Anwar al-Awlaki came back to go to—was sent back by his father from
Yemen to attend college at Colorado State.
And interestingly, this caused them both, I think it’s fair to say,
some confusion about identity, some sort of identity crisis, which Obama
has famously described in his book,
Dreams from My Father. And
Obama actually talks in that book about the temptation of radicalism,
of militancy, that he felt as a young man, as a young black man in
America, with this very colorful and sort of mixed-up background. Anwar
al-Awlaki clearly also, ultimately, felt the temptation of radicalism
and ended up taking, you know, a very different path from Barack Obama.
But it’s sort of fascinating.

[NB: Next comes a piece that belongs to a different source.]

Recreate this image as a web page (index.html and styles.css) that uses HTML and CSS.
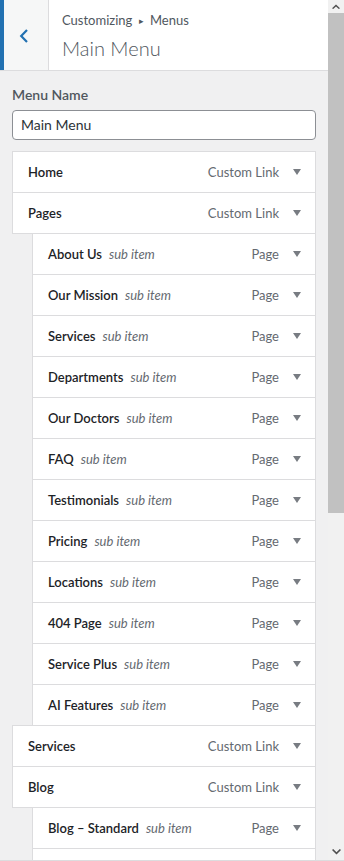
FILE: index.html
```html
<!DOCTYPE html>
<html lang="en">
<head>
<meta charset="utf-8">
<title>Customizing Menus</title>
<link rel="stylesheet" href="styles.css">
</head>
<body>
<div class="frame">
  <div class="panel">
    <header class="header">
      <button class="back" aria-label="Back">
        <svg width="10" height="14" viewBox="0 0 10 14"><path d="M8 1 L2.2 7 L8 13" fill="none" stroke="#2271b1" stroke-width="2.2"/></svg>
      </button>
      <div class="head-text">
        <div class="crumbs">Customizing <span class="sep">&#9656;</span> Menus</div>
        <div class="title">Main Menu</div>
      </div>
    </header>
    <section class="body">
      <label class="label">Menu Name</label>
      <div class="input">Main Menu</div>
      <ul class="items">
        <li class="item"><span class="name">Home</span><span class="type">Custom Link</span><span class="toggle"><i class="tri"></i></span></li>
        <li class="item"><span class="name">Pages</span><span class="type">Custom Link</span><span class="toggle"><i class="tri"></i></span></li>
        <li class="item sub"><span class="name">About Us</span><em class="subtag">sub item</em><span class="type">Page</span><span class="toggle"><i class="tri"></i></span></li>
        <li class="item sub"><span class="name">Our Mission</span><em class="subtag">sub item</em><span class="type">Page</span><span class="toggle"><i class="tri"></i></span></li>
        <li class="item sub"><span class="name">Services</span><em class="subtag">sub item</em><span class="type">Page</span><span class="toggle"><i class="tri"></i></span></li>
        <li class="item sub"><span class="name">Departments</span><em class="subtag">sub item</em><span class="type">Page</span><span class="toggle"><i class="tri"></i></span></li>
        <li class="item sub"><span class="name">Our Doctors</span><em class="subtag">sub item</em><span class="type">Page</span><span class="toggle"><i class="tri"></i></span></li>
        <li class="item sub"><span class="name">FAQ</span><em class="subtag">sub item</em><span class="type">Page</span><span class="toggle"><i class="tri"></i></span></li>
        <li class="item sub"><span class="name">Testimonials</span><em class="subtag">sub item</em><span class="type">Page</span><span class="toggle"><i class="tri"></i></span></li>
        <li class="item sub"><span class="name">Pricing</span><em class="subtag">sub item</em><span class="type">Page</span><span class="toggle"><i class="tri"></i></span></li>
        <li class="item sub"><span class="name">Locations</span><em class="subtag">sub item</em><span class="type">Page</span><span class="toggle"><i class="tri"></i></span></li>
        <li class="item sub"><span class="name">404 Page</span><em class="subtag">sub item</em><span class="type">Page</span><span class="toggle"><i class="tri"></i></span></li>
        <li class="item sub"><span class="name">Service Plus</span><em class="subtag">sub item</em><span class="type">Page</span><span class="toggle"><i class="tri"></i></span></li>
        <li class="item sub"><span class="name">AI Features</span><em class="subtag">sub item</em><span class="type">Page</span><span class="toggle"><i class="tri"></i></span></li>
        <li class="item"><span class="name">Services</span><span class="type">Custom Link</span><span class="toggle"><i class="tri"></i></span></li>
        <li class="item"><span class="name">Blog</span><span class="type">Custom Link</span><span class="toggle"><i class="tri"></i></span></li>
        <li class="item sub"><span class="name">Blog – Standard</span><em class="subtag">sub item</em><span class="type">Page</span><span class="toggle"><i class="tri"></i></span></li>
        <li class="item sub" aria-hidden="true"></li>
      </ul>
    </section>
  </div>
  <div class="scrollbar">
    <div class="sb-up"><svg width="8" height="5" viewBox="0 0 8 5"><path d="M0 4.2 L4 0.5 L8 4.2 L6.8 5 L4 2.4 L1.2 5 Z" fill="#505050"/></svg></div>
    <div class="sb-thumb"></div>
    <div class="sb-track"></div>
    <div class="sb-down"><svg width="9" height="6" viewBox="0 0 9 6"><path d="M0 1 L4.5 5.5 L9 1 L7.8 0 L4.5 3.2 L1.2 0 Z" fill="#505050"/></svg></div>
  </div>
</div>
</body>
</html>
```

FILE: styles.css
```css
* { box-sizing: border-box; }
html, body { margin: 0; padding: 0; }
body {
  background: #f0f0f1;
  font-family: "Lato", "Open Sans", sans-serif;
  color: #1d2327;
  overflow: hidden;
  height: 861px;
}
.frame {
  display: flex;
  height: 861px;
  border-bottom: 1px solid #dcdcde;
}
.panel {
  width: 328px;
  flex: none;
  overflow: hidden;
  display: flex;
  flex-direction: column;
}
.header {
  height: 71px;
  flex: none;
  display: flex;
  background: #fff;
  border-bottom: 1px solid #dcdcde;
}
.back {
  width: 49px;
  height: 70px;
  padding: 0;
  margin: 0;
  border: 0;
  border-left: 4px solid #2271b1;
  border-right: 1px solid #dcdcde;
  background: #f6f7f7;
  display: flex;
  align-items: center;
  justify-content: center;
  padding-right: 4px;
  padding-top: 1px;
}
.head-text {
  padding: 11px 0 0 13px;
}
.crumbs {
  font-size: 13px;
  line-height: 18px;
  color: #50575e;
}
.sep { font-size: 9px; vertical-align: 1px; margin: 0 3px; }
.title {
  font-size: 20px;
  line-height: 28px;
  font-weight: 300;
  color: #50575e;
  margin-top: 4px;
}
.body {
  padding: 14px 12px 0 12px;
}
.label {
  display: block;
  font-size: 14px;
  font-weight: 600;
  line-height: 20px;
  color: #50575e;
  margin-bottom: 5px;
}
.input {
  height: 30px;
  border: 1px solid #8c8f94;
  border-radius: 4px;
  background: #fff;
  font-size: 14px;
  line-height: 28px;
  padding: 0 8px;
  color: #2c3338;
}
.items {
  list-style: none;
  margin: 11px 0 0 0;
  padding: 0;
}
.item {
  height: 42px;
  margin-top: -1px;
  border: 1px solid #dcdcde;
  background: #fff;
  display: flex;
  align-items: center;
  padding-left: 15px;
  font-size: 13px;
}
.item:first-child { margin-top: 0; }
.item.sub { margin-left: 20px; }
.name { font-weight: 600; color: #1d2327; white-space: nowrap; }
.subtag { font-style: italic; color: #646970; margin-left: 7px; white-space: nowrap; }
.type { margin-left: auto; color: #646970; white-space: nowrap; }
.toggle {
  width: 36px;
  height: 100%;
  display: flex;
  align-items: center;
  justify-content: center;
  flex: none;
}
.tri {
  width: 0; height: 0;
  border-left: 4px solid transparent;
  border-right: 4px solid transparent;
  border-top: 6px solid #787c82;
}
.scrollbar {
  width: 16px;
  flex: none;
  background: #f1f1f1;
  display: flex;
  flex-direction: column;
}
.sb-up {
  height: 13px;
  display: flex;
  justify-content: center;
  align-items: center;
}
.sb-thumb {
  height: 500px;
  background: #c1c1c1;
}
.sb-track { flex: 1; }
.sb-down {
  height: 16px;
  display: flex;
  justify-content: center;
  align-items: center;
}
```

President Obama wouldn’t talk to me for
this book, but maybe after he’s out of office, I would love to sit down
with him and talk to him about how he sees all of this.

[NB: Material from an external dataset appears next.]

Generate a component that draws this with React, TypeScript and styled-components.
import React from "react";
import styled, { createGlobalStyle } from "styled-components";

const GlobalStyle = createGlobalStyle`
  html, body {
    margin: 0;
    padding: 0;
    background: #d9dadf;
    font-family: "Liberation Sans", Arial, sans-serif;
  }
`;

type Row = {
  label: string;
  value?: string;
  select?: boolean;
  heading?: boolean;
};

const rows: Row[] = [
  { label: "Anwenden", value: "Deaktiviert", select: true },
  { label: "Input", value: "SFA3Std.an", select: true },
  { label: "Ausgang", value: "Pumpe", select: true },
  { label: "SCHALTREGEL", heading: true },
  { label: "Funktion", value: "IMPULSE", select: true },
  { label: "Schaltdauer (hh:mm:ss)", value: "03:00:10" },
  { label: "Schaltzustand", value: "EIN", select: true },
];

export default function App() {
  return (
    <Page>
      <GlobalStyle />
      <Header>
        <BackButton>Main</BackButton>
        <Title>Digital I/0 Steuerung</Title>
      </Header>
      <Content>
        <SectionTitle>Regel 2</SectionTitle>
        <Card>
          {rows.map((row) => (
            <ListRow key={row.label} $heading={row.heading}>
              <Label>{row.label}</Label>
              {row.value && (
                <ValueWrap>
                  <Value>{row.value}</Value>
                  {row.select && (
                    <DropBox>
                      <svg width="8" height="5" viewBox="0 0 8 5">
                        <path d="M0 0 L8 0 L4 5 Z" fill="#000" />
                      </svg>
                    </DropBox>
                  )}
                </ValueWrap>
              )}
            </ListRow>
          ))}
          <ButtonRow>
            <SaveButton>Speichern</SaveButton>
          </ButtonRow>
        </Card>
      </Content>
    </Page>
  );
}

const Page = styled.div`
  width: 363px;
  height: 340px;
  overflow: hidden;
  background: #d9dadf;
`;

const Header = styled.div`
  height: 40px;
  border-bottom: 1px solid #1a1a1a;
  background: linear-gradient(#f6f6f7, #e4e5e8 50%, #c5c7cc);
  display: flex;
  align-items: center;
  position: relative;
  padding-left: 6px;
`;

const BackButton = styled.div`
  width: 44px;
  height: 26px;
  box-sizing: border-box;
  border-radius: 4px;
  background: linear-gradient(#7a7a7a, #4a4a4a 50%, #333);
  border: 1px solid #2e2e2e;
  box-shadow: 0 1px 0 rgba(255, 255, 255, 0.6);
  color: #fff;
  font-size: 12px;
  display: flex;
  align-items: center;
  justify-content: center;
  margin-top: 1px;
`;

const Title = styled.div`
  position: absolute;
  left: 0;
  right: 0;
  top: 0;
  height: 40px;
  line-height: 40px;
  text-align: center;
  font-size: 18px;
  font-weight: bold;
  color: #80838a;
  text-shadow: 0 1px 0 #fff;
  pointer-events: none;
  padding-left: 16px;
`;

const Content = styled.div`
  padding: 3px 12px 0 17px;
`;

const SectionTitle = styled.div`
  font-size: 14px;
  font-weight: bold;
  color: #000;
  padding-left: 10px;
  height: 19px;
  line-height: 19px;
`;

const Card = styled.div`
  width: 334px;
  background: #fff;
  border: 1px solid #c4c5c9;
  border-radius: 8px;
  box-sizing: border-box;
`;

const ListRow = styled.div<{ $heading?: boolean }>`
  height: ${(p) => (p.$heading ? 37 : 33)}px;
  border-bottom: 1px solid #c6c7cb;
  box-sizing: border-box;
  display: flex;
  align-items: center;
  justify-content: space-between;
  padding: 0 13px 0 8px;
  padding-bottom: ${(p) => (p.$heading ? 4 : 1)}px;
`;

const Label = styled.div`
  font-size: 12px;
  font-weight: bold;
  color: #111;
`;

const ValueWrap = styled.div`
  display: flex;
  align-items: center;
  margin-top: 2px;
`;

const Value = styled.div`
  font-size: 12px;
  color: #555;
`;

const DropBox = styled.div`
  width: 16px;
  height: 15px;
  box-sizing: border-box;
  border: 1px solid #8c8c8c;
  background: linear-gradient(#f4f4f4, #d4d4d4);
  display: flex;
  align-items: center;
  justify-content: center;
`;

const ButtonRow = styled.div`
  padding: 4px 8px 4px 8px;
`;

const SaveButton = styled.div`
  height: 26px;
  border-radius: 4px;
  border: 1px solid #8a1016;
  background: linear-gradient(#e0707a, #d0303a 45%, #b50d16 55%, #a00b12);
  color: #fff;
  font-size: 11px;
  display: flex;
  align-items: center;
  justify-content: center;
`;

AMY GOODMAN: And what most surprised you in writing this book, in writing
Objective Troy?
SCOTT SHANE:
You know, I guess what struck me was—and I guess this is true of all of
our lives, but the sort of random twists and turns that have such a
profound effect on an individual life and sometimes on the course of
history. I think if that escort service manager had not called Anwar
al-Awlaki and sent him on the path that ended with al-Qaeda in Yemen, we
might be as tired of seeing Anwar al-Awlaki on
Meet the Press as some people are of seeing Senator McCain on
Meet the Press,
and he might be, you know, a sort of prominent American political voice
and perhaps a useful voice, given the events of the last 15 years. So,
you know, it just struck me in a way how contingent life is, how random
life is and how very small events can have profound outcomes.
AMY GOODMAN: Scott Shane, we want to thank you so much for being with us. Scott Shane is national security reporter for
The New York Times. Along with Jo Becker, he recently wrote a two-part series [
part one,
part two] in the
Times, "The Libya Gamble," but he’s also author of the brand new book,
Objective Troy: A Terrorist, a President, and the Rise of the Drone. The book just won the 2016 Lionel Gelber Prize. This is
Democracy Now! I’m Amy Goodman, with Nermeen Shaikh. Thanks for joining us.